Starting in March, the United States has a very different experience from Europe and northern Asia. In general, the rest of the populated northern hemisphere is much hotter than it used to be. In the United States, the only meaningful changes have been in the southwest, which is thinly populated and only marginally influences American politics. The ugly truth is that we Americans are, in general, enjoying warmer winters without paying the price of hotter summers. In most of (unairconditioned) Europe the winters were much milder to begin with, but the summers are now significantly hotter. Therefore, speaking only for us American humans, climate change seems, so far, like a good deal for us, even if it is a bad deal for them. No wonder the subject generates so much rage in Europe, but not nearly enough concern in the United States to motivate meaningful changes in behavior or move a decisive number of votes.

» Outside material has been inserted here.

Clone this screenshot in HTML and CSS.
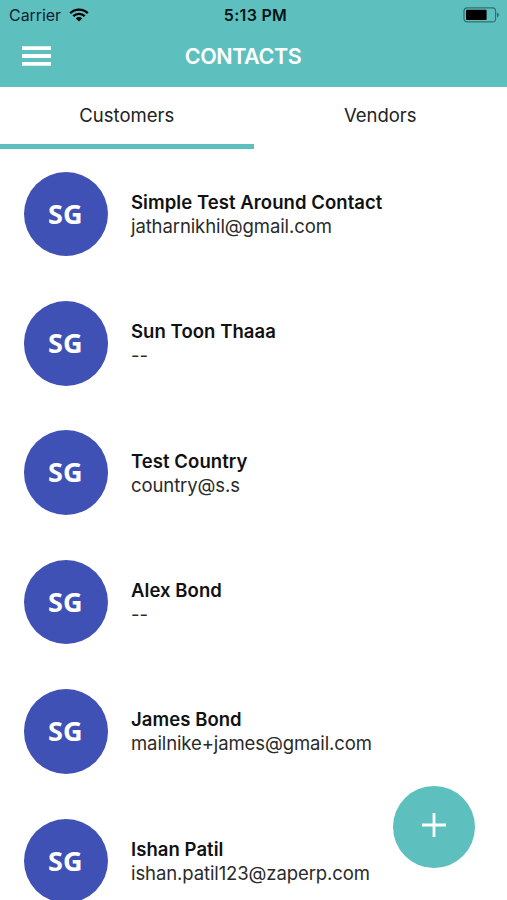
FILE: index.html
```html
<!DOCTYPE html>
<html lang="en">
<head>
  <meta charset="UTF-8" />
  <meta name="viewport" content="width=device-width, initial-scale=1" />
  <title>Contacts</title>
  <link rel="stylesheet" href="styles.css">
</head>
<body>

<header>
  <div class="status-bar">
    <div class="carrier">
      <span>Carrier</span>
      <svg class="wifi" width="20" height="14" viewBox="0 0 20 14">
        <path d="M1.2 5.2a12.6 12.6 0 0 1 17.6 0" />
        <path d="M4.3 8.2a8.2 8.2 0 0 1 11.4 0" />
        <path class="dot" d="M10 13.6L6.8 10.4a4.7 4.7 0 0 1 6.4 0z" />
      </svg>
    </div>
    <span class="time">5:13 PM</span>
    <svg class="battery" width="37" height="16" viewBox="0 0 37 16">
      <rect class="shell" x="1" y="0.9" width="31.6" height="14" rx="3.2" />
      <rect x="3" y="2.8" width="20.6" height="10.2" rx="1" />
      <path class="tip" d="M34 5.6c2.6 1 2.6 3.8 0 4.8z" />
    </svg>
  </div>
  <div class="title-bar">
    <button class="menu" aria-label="Menu">
      <svg width="29" height="20" viewBox="0 0 29 20">
        <path d="M0 2.2h29M0 10h29M0 17.8h29" />
      </svg>
    </button>
    <h1>CONTACTS</h1>
  </div>
</header>

<nav>
  <a class="active">Customers</a>
  <a>Vendors</a>
</nav>

<main>
  <section class="contact">
    <div class="avatar">SG</div>
    <div class="info">
      <h2>Simple Test Around Contact</h2>
      <p>jatharnikhil@gmail.com</p>
    </div>
  </section>
  <section class="contact">
    <div class="avatar">SG</div>
    <div class="info">
      <h2>Sun Toon Thaaa</h2>
      <p>--</p>
    </div>
  </section>
  <section class="contact">
    <div class="avatar">SG</div>
    <div class="info">
      <h2>Test Country</h2>
      <p>country@s.s</p>
    </div>
  </section>
  <section class="contact">
    <div class="avatar">SG</div>
    <div class="info">
      <h2>Alex Bond</h2>
      <p>--</p>
    </div>
  </section>
  <section class="contact">
    <div class="avatar">SG</div>
    <div class="info">
      <h2>James Bond</h2>
      <p>mailnike+james@gmail.com</p>
    </div>
  </section>
  <section class="contact">
    <div class="avatar">SG</div>
    <div class="info">
      <h2>Ishan Patil</h2>
      <p>ishan.patil123@zaperp.com</p>
    </div>
  </section>
</main>

<button class="add" aria-label="Add contact">
  <svg width="24" height="24" viewBox="0 0 24 24">
    <path d="M12 0v24M0 12h24" />
  </svg>
</button>

</body>
</html>
```

FILE: styles.css
```css
* {
  box-sizing: border-box;
}
body {
  font-family: Inter, "Liberation Sans", sans-serif;
  margin: 0;
  height: 900px;
  overflow: hidden;
  background-color: #fff;
  color: #111;
}
h1, h2, p {
  margin: 0;
}
button {
  border: 0;
  padding: 0;
  background: none;
}
svg {
  display: block;
}
/* Header */
header {
  height: 87px;
  background-color: #5dc0be;
}
.status-bar {
  display: grid;
  grid-template-columns: 1fr auto 1fr;
  align-items: center;
  height: 29px;
  padding: 0 7px 0 9px;
  font-size: 16px;
  line-height: 20px;
  color: #123;
}
.carrier {
  display: flex;
  align-items: center;
  gap: 8px;
}
.carrier span {
  letter-spacing: -0.05px;
}
.wifi {
  fill: none;
  stroke: #000;
  stroke-width: 2.4;
}
.wifi .dot {
  fill: #000;
  stroke: none;
}
.time {
  padding-left: 2px;
  font-weight: 600;
  letter-spacing: 0.3px;
  color: #061414;
}
.battery {
  justify-self: end;
}
.battery .shell {
  fill: none;
  stroke: #32706f;
  stroke-width: 1.2;
}
.battery .tip {
  fill: #32706f;
}
.title-bar {
  display: grid;
  grid-template-columns: 1fr auto 1fr;
  align-items: center;
  height: 54px;
  padding: 0 43px 0 22px;
}
.menu svg {
  stroke: #fff;
  stroke-width: 3.8;
}
h1 {
  font-size: 21.5px;
  font-weight: 600;
  letter-spacing: -0.4px;
  color: #fff;
}
/* Tabs */
nav {
  display: flex;
  height: 62px;
}
nav a {
  flex: 1;
  padding-top: 16px;
  font-size: 18.5px;
  line-height: 24px;
  text-align: center;
  color: #222;
  border-bottom: 5px solid transparent;
}
nav a.active {
  border-bottom-color: #5dc0be;
}
/* Contact list */
.contact {
  display: flex;
  align-items: center;
  gap: 23px;
  height: 129.4px;
  padding: 0.5px 23.5px 0;
}
.avatar {
  width: 84.5px;
  height: 84.5px;
  border-radius: 50%;
  background-color: #3f51b5;
  color: #fff;
  font: bold 27px/84.5px "Noto Sans", sans-serif;
  text-align: center;
  text-indent: -1px;
}
.info {
  padding-bottom: 0.3px;
}
.info h2 {
  font-size: 18.5px;
  font-weight: 600;
  line-height: 24px;
  letter-spacing: 0.06px;
}
.info p {
  font-size: 18.5px;
  line-height: 24px;
  letter-spacing: -0.1px;
  color: #2a2a2a;
}
/* Floating button */
.add {
  position: absolute;
  right: 32px;
  bottom: 32px;
  display: flex;
  align-items: center;
  justify-content: center;
  width: 82px;
  height: 82px;
  padding-bottom: 4px;
  border-radius: 50%;
  background-color: #5dc0be;
}
.add svg {
  stroke: #fff;
  stroke-width: 2.8;
}
```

Interesting. Of course, the other reason it inspires passion in Europe is that it’s spun as an anti-American issue. That may also explain why so many Americans are cool to the idea.

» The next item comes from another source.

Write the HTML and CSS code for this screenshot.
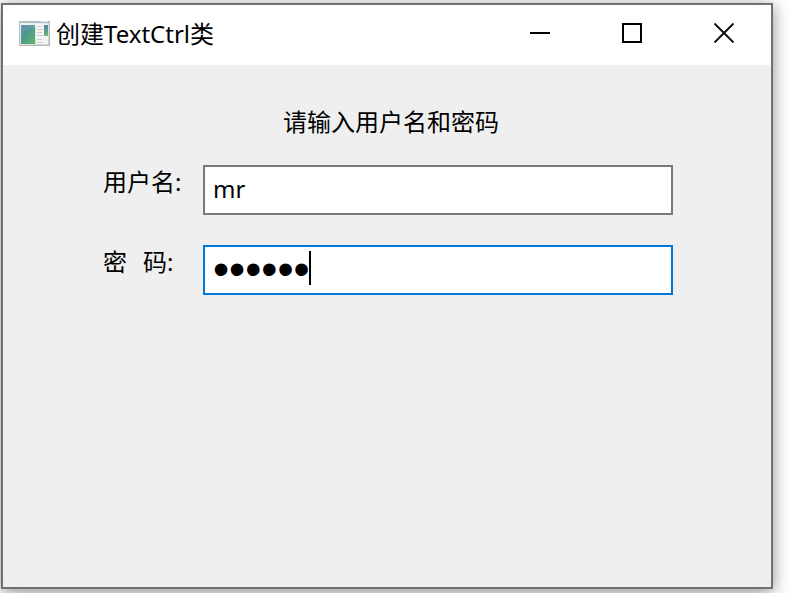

MORE: Reader Richard Horn thinks my constant noting of cold weather at global-warming events means I dispute the existence of global warming. Jeez, how many times do I have to point out that that isn’t the case?

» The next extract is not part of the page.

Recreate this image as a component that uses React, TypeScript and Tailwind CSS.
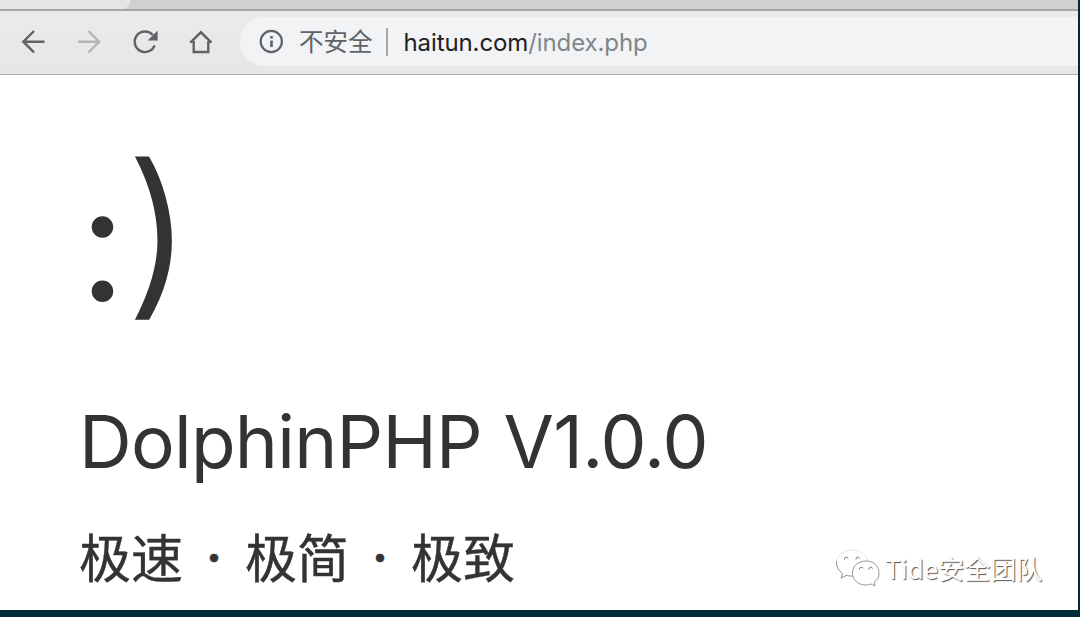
const TabStrip = () => (
  <div className="flex h-[9px] shrink-0 bg-[#d0d0d0]">
    <svg width="132" height="9" viewBox="0 0 132 9">
      <path d="M0 0H130.500C130.500 4 128 7.500 124 9H0Z" fill="#e5e5e5" />
    </svg>
  </div>
);

const NavButtons = () => (
  <svg
    width="240"
    height="63"
    viewBox="0 11 240 63"
    fill="none"
    stroke="#5f6368"
    strokeWidth="2.4"
    className="shrink-0"
  >
    {/* back */}
    <path d="M44.500 41.700H23.500M34 31L23.300 41.700L34 52.400" />
    {/* forward */}
    <path d="M78 41.700H99M88.500 31L99.200 41.700L88.500 52.400" stroke="#b4b5b7" />
    {/* reload */}
    <path d="M154.600 45.500A10.300 10.300 0 1 1 152.800 35" />
    <path d="M157.600 30.400V40.400H147.600Z" fill="#5f6368" stroke="none" />
    {/* home */}
    <path d="M190.300 42.700L200.900 32.300L211.500 42.700M193.700 41V52H208.300V41" />
  </svg>
);

const AddressBar = () => (
  <div className="mt-1.5 flex h-[49px] flex-1 items-center rounded-l-full bg-[#f1f3f4] pl-[19px]">
    <svg width="25" height="25" viewBox="0 0 25 25" fill="none" className="shrink-0">
      <circle cx="12.300" cy="12.500" r="10.600" stroke="#5f6368" strokeWidth="2.2" />
      <path d="M12.500 11.500V18M12.500 7V9.400" stroke="#5f6368" strokeWidth="2.600" />
    </svg>
    <span className="ml-[15px] pb-0.5 font-['Noto_Sans_CJK_SC',sans-serif] text-[24.5px] leading-[47px] text-[#5f6368]">
      不安全
    </span>
    <span className="ml-[13px] h-7 w-[2px] bg-[#a5a8ab]" />
    <span className="ml-4 pt-0.5 font-['Inter',sans-serif] text-[24px] leading-[47px] tracking-[-0.1px] text-[#202124]">
      haitun.com<span className="text-[#80868b]">/index.php</span>
    </span>
  </div>
);

const Dot = () => <span className="w-[62px] text-center text-[38px]">·</span>;

const WeChatMark = () => (
  <svg width="44" height="38" viewBox="0 0 44 38" fill="#fff" stroke="#8c8c8c" strokeWidth="0.9">
    <path d="M16 1C7 1 .5 6.500 .5 14C.5 18.500 2.800 22 6.500 24.500L5 29L10.500 26.300C13 27 15.500 27.200 18 27C29 26 33 19 31.500 11C30 5 24 1 16 1Z" stroke="#e2e2e2" />
    <path d="M.5 12C.5 18.500 3 22 6.500 24.500L5 29L10.500 26.300C13 27 15.500 27.200 17 27" fill="none" />
    <path d="M30 12C22 12 16.500 17 16.500 24C16.500 31 22 36 30 36C32 36 33.500 35.600 35 35L39 37L38 33.500C41.500 31 43 28 43 24C43 17 37.500 12 30 12Z" />
    <path d="M8.500 10.500A1.800 1.800 0 0 1 12 9.500M20 10.500A1.800 1.800 0 0 1 23.500 9.500M23.500 20.500A1.800 1.800 0 0 1 27 19.500M33 20.500A1.800 1.800 0 0 1 36.500 19.500" stroke="#666" />
  </svg>
);

const App: React.FC = () => {
  return (
    <div className="h-[617px] w-[1080px] overflow-hidden bg-[#002b36] pr-[2px]">
      <div className="relative flex h-[610px] flex-col bg-white">
        <TabStrip />
        <div className="flex h-[66px] shrink-0 border-t-2 border-b border-t-[#a5a5a5] border-b-[#adadad] bg-linear-to-b from-[#ebebeb] to-[#e6e6e6]">
          <NavButtons />
          <AddressBar />
        </div>

        <main className="flex flex-col items-start pl-[79px] text-[#333]">
          <h1 className="mt-[48px] flex h-[226px] items-start font-['Inter',sans-serif] leading-[216px] whitespace-nowrap">
            <span className="w-[47px] pt-[11px] text-[163px]">:</span>
            <span className="origin-left scale-x-[1.06] text-[178px] font-light [-webkit-text-stroke:1.6px_#333]">
              )
            </span>
          </h1>
          <p className="mt-[48px] h-[90px] font-['Inter',sans-serif] text-[73px] leading-[90px] tracking-[-0.75px] whitespace-nowrap [word-spacing:2px]">
            DolphinPHP V1.0.0
          </p>
          <p className="mt-[29px] flex h-[80px] font-['Noto_Sans_CJK_SC',sans-serif] text-[52px] leading-[80px] whitespace-nowrap [-webkit-text-stroke:0.4px_#333]">
            极速
            <Dot />
            极简
            <Dot />
            极致
          </p>
        </main>

        <div className="absolute top-[548px] left-[836px] flex items-center gap-[5px]">
          <WeChatMark />
          <span className="font-['Noto_Sans_CJK_SC',sans-serif] text-[26px] leading-[40px] whitespace-nowrap text-white [text-shadow:1px_1px_1px_#555]">
            Tide安全团队
          </span>
        </div>
      </div>
    </div>
  );
};

export default App;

Indeed, from my perspective we should be doing the same things — working hard to reduce the use of fossil fuels — regardless of what you think about global warming. But the self-righteousness and exaggeration of the global-warming advocates does set my teeth on edge, and encourage mockery. As I wrote here: “I don’t know a lot about climatology. But I know a lot about media bulldozing operations, and I see one of those in action at the moment on this subject. . . . However, my own position is that it doesn’t matter much in terms of policy. We should be trying to mimimize the burning of fossil fuels regardless of whether it’s a cause of global warming or not. The rather patent hucksterism — and outright bullying — of some global warming advocates, though, will probably hurt that cause more than help it over the longer term.”

And it is positively uncanny how cold weather tends to set in whenever there’s a big global-warming event scheduled. They’re talking about snow here in Knoxville tonight, on April 15th! You know that if this weekend had been unseasonably warm, all the press accounts would be stressing how this was proof of Al Gore’s thesis, instead of meaningless noise, which is what any short-term weather fluctuation is.

STILL MORE: Thanks, Bethshan!

GLOOM IN FRANCE:

France is hardly alone in struggling to redefine itself in the globalized, post-Cold War world. Britain, too, has had to digest the end of an empire. But French nostalgia for bygone glory and growth seems to hamstring its ability to face the future with confidence.

“In France, there is a particular strain of melancholy,” political philosopher Chantal Delsol said in an interview. “The British tell themselves, ‘We are no longer a great power, so we will live as a middling one.’ But the French don’t say that. They say, ‘We are intrinsically a great power, so why isn’t it working in reality?’ For a while we try to shut our eyes, but that doesn’t work for long. When reality truly dawns, then the first phase is extreme sadness, and that is the phase we are in now.”

That means voters are in a rebellious mood. That’s nothing new — Gen. Charles de Gaulle, the architect of modern France after World War II, once quipped, “How can anyone govern a nation that has 246 different kinds of cheese?” But the desire to protest through the ballot box is strong, and could create shocks come election day.